Because, for me, being a SAHM is extremes.  Some days I can't imagine how lucky I am to be able to do this.  And other days I wonder why I hate myself so much that I would choose this every day.  Some days I love spending time with Monkey and other days I go to the grocery store just to be able to talk to people who use more words than grunts.  And here is the most amazing part, to me, I'm not yet at the point where I would say that no matter what I've made the only choice right for me.  I think I have, today at least, but ask me tomorrow, it could be a whole different answer.

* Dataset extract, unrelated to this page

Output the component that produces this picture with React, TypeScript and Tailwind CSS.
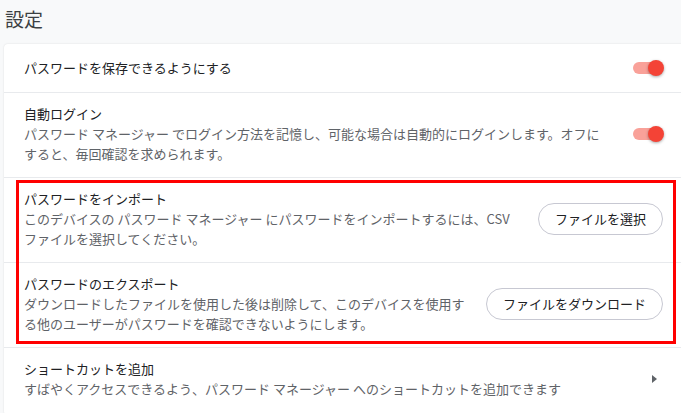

So, Nora, to respond to your question, I'm still not sure what is my experience of being a SAHM.  It changes weekly, daily, and minute-by-minute.  It hinges on how I'm feeling physically and emotionally, how Brian is feeling, and how Monkey is acting.  So far, I can't think of a job that would make me want to leave my current one, but that doesn't mean that the job isn't out there.  For right now, I'm content with where I am and each day I'm trying to figure out what I'm doing.  But who knows, maybe I'll figure it all out someday, get bored, and need a new challenge (although I highly doubt that).  The only definite I can tell you is that I'm learning more about myself as a SAHM than I have at any other point in my life and I'm intrigued by what I'll learn next.

1 comment:

  1. Wow- I have crazy respect for you Moms. It's a daunting prospect just to even contemplate. And I think you're new challenge is on the way! I hear another baby doesn't jsut double the workload but increases the mayhem exponentially!